**Entries supplied:**
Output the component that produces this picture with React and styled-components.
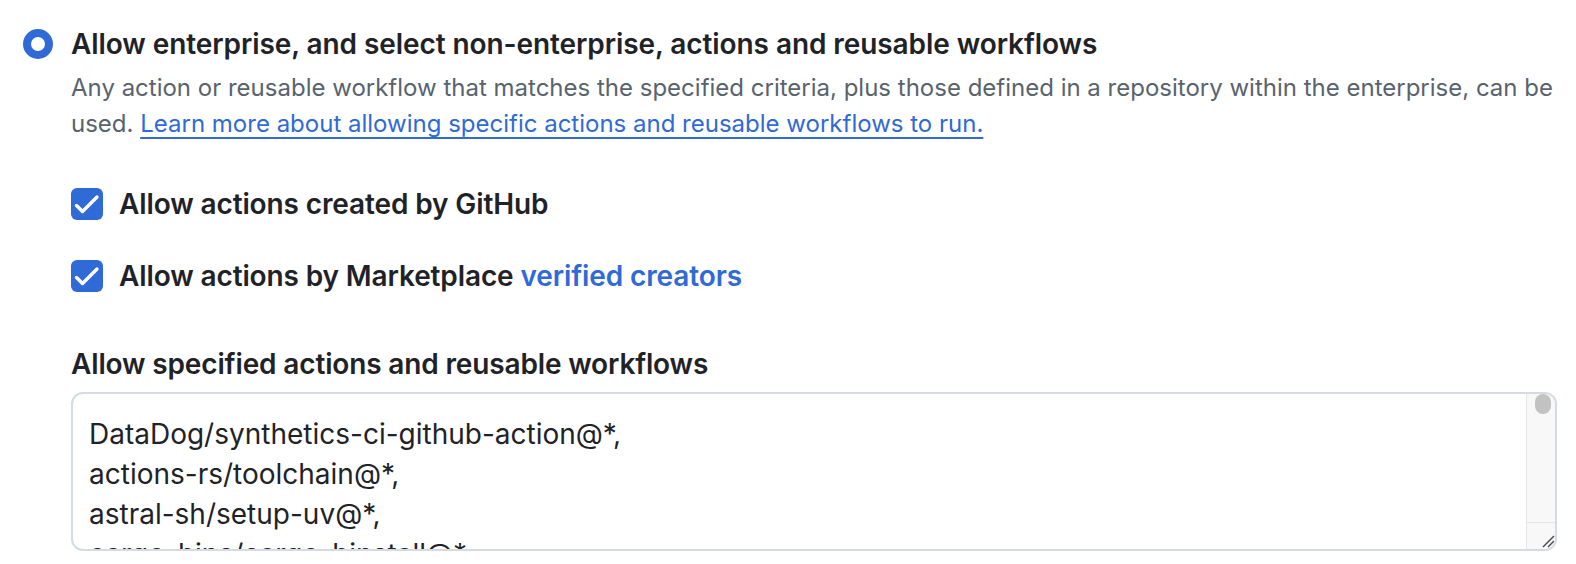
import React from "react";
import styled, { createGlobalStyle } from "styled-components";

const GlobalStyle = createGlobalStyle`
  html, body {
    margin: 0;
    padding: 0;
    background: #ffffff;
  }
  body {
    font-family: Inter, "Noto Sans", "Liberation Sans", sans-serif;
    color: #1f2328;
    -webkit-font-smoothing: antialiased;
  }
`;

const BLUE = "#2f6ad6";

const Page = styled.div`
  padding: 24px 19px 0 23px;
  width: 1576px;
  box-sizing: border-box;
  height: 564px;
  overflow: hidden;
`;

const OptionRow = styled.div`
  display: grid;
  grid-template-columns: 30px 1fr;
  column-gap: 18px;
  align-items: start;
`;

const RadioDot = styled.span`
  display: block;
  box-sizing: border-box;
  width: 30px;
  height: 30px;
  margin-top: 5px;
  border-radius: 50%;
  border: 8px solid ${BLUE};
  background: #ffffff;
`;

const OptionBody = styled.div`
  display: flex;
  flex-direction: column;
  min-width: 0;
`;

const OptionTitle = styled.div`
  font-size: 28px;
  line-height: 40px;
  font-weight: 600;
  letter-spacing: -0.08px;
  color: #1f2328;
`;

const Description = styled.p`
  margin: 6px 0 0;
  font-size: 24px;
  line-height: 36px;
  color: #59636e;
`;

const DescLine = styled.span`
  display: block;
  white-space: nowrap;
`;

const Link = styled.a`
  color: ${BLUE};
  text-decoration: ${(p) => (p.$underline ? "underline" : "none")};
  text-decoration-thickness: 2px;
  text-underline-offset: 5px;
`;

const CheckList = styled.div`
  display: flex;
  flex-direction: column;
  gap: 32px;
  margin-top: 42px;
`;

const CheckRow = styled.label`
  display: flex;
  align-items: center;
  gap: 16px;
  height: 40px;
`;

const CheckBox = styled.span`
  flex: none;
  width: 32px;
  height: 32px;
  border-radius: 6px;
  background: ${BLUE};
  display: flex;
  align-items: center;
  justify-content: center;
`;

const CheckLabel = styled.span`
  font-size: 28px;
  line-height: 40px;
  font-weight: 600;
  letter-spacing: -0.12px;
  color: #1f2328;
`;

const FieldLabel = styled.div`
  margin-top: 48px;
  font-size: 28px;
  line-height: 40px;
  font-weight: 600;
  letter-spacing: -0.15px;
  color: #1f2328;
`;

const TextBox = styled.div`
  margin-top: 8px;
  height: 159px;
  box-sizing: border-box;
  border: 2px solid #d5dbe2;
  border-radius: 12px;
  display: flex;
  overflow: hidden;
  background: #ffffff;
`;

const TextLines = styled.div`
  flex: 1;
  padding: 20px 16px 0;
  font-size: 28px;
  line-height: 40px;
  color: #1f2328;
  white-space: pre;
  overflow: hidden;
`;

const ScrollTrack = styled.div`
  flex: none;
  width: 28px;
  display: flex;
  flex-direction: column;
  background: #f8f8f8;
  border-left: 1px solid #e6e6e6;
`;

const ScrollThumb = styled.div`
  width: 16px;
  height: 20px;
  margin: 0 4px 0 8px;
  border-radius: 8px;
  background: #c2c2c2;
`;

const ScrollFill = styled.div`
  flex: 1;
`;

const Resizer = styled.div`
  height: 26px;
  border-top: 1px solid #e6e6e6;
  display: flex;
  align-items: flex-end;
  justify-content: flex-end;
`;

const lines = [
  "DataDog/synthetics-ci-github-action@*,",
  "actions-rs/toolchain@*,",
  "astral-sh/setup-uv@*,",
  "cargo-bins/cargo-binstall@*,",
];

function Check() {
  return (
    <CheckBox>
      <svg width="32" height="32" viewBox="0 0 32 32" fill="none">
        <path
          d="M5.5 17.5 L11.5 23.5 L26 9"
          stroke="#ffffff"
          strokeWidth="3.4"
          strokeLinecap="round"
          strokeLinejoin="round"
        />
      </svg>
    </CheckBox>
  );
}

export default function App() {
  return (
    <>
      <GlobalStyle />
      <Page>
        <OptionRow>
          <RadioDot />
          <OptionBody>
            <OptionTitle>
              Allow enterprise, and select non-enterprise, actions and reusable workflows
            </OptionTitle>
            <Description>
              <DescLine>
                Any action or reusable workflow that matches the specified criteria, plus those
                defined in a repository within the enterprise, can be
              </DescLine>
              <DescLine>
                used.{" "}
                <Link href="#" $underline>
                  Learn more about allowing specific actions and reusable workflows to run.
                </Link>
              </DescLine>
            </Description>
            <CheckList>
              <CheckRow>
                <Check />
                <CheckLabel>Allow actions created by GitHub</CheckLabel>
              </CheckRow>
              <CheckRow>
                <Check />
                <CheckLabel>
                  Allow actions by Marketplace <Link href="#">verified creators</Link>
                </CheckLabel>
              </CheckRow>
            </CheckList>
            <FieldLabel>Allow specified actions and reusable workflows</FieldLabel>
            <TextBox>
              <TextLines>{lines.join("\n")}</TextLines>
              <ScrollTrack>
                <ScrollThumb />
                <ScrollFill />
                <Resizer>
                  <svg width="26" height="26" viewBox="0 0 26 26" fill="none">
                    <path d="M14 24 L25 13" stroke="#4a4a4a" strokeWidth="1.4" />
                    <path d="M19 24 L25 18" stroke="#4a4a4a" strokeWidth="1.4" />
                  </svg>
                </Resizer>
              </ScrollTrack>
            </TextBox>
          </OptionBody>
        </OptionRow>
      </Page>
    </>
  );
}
...
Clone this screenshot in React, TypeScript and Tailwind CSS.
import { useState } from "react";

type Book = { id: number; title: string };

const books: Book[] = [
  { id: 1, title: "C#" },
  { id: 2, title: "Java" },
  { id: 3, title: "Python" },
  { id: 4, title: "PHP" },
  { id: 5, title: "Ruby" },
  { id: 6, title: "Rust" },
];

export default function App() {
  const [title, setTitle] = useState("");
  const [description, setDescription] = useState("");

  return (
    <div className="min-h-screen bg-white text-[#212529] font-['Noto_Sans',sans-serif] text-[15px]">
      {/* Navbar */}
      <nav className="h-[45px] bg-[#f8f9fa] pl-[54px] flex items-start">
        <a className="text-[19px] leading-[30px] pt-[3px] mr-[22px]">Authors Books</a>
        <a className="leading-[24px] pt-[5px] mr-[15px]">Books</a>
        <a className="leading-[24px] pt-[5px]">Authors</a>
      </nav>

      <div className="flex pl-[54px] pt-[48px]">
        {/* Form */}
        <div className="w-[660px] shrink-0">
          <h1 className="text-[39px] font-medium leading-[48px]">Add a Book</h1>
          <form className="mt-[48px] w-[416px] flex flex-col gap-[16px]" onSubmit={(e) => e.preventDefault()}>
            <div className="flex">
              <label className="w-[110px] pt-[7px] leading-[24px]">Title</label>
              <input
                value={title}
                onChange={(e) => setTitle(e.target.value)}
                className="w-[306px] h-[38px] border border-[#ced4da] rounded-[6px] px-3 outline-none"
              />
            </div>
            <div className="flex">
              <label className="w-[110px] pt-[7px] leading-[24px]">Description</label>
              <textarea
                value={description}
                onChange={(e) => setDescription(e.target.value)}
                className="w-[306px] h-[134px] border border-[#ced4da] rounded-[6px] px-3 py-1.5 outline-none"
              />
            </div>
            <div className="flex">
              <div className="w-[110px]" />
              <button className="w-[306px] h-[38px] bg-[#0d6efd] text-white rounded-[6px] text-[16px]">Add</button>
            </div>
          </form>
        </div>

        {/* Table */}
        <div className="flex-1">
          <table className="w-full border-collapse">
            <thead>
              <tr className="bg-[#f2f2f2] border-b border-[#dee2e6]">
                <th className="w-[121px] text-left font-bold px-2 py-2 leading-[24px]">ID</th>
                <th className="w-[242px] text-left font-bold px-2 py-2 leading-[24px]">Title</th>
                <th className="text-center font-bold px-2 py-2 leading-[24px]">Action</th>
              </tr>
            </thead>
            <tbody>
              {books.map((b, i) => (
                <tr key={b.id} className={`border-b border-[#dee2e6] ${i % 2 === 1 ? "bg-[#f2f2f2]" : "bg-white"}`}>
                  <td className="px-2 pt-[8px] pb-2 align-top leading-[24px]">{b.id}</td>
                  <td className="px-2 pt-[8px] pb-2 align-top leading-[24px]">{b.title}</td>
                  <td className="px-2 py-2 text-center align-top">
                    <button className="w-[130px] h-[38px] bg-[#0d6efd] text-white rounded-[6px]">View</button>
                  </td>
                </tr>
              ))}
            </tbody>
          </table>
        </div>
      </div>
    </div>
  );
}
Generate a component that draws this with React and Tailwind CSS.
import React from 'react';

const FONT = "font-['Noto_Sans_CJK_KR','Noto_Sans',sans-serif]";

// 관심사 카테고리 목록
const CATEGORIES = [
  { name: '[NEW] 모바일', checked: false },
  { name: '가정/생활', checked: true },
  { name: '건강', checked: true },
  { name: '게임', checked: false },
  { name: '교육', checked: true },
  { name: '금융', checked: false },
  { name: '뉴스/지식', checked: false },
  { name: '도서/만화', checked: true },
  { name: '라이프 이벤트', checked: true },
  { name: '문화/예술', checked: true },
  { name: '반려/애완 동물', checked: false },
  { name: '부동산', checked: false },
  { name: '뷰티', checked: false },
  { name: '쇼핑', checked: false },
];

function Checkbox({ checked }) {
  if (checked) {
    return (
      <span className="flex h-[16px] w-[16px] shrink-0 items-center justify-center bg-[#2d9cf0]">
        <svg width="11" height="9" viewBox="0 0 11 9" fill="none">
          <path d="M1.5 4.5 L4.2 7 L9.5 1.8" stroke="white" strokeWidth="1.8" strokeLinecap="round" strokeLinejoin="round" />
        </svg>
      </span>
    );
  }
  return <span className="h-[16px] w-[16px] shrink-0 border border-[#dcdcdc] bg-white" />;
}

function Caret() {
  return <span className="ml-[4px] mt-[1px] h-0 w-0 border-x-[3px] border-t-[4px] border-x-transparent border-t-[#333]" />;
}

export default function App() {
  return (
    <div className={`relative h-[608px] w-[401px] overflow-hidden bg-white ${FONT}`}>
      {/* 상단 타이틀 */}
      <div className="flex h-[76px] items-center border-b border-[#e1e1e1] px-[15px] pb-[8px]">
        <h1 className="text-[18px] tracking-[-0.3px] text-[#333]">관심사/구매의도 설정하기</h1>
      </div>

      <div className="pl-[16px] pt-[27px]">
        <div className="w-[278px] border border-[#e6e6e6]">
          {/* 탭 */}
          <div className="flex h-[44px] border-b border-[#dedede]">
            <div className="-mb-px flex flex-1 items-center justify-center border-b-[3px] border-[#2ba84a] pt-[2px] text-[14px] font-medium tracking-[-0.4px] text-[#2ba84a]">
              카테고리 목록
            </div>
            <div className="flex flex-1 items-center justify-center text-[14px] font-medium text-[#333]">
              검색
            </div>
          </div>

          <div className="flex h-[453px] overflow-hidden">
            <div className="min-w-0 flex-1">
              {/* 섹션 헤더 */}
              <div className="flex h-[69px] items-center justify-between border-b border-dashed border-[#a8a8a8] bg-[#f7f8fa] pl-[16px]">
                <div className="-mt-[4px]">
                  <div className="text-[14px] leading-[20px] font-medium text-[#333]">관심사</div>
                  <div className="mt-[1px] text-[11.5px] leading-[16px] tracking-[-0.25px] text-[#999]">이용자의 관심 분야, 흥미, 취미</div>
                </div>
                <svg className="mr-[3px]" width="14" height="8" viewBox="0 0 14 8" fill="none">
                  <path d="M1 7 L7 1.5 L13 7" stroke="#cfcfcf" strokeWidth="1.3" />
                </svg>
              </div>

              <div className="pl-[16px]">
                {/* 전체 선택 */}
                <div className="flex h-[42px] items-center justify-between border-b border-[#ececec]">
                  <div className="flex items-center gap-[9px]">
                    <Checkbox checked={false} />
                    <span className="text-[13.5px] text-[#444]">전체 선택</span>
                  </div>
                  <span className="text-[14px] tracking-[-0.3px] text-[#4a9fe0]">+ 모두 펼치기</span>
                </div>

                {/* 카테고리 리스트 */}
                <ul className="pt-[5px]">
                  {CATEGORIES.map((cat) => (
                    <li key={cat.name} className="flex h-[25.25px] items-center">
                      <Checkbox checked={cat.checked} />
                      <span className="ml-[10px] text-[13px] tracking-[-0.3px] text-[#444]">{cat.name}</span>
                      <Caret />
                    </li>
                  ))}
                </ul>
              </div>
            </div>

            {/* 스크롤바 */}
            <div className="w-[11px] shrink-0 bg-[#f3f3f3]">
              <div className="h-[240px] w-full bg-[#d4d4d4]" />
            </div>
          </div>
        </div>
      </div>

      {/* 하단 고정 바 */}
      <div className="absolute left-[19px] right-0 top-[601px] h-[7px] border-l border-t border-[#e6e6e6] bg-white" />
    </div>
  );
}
--
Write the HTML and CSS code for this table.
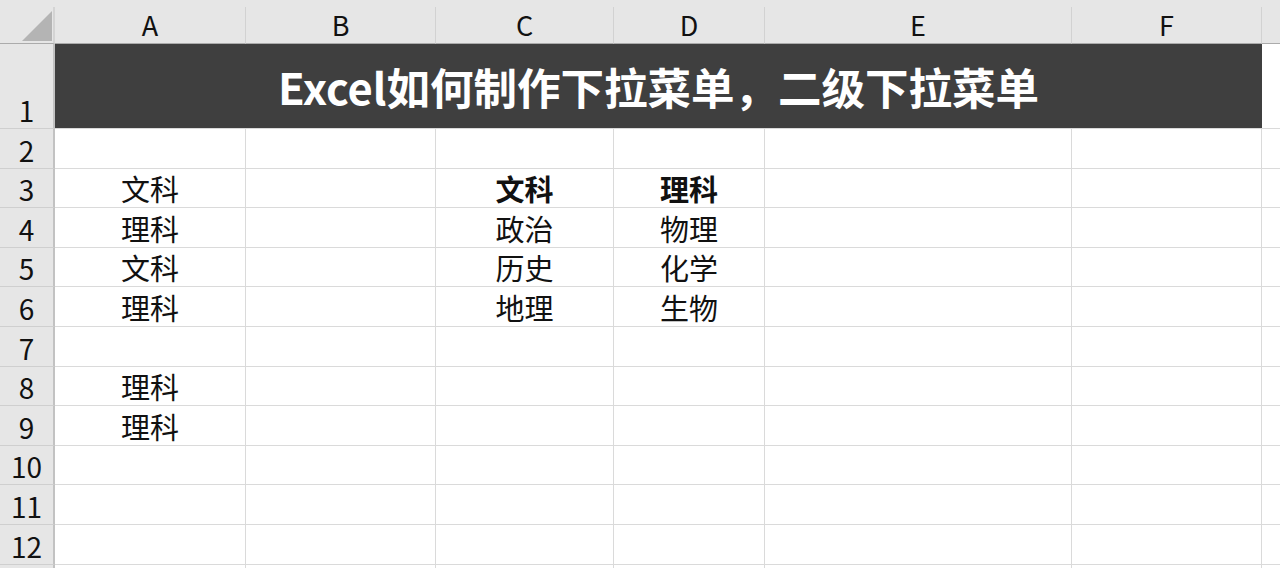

**Job:**
Pick out every line above that contains the word "components" and copy it.

**Finished task:**
Output the component that produces this picture with React and styled-components.
import styled, { createGlobalStyle } from "styled-components";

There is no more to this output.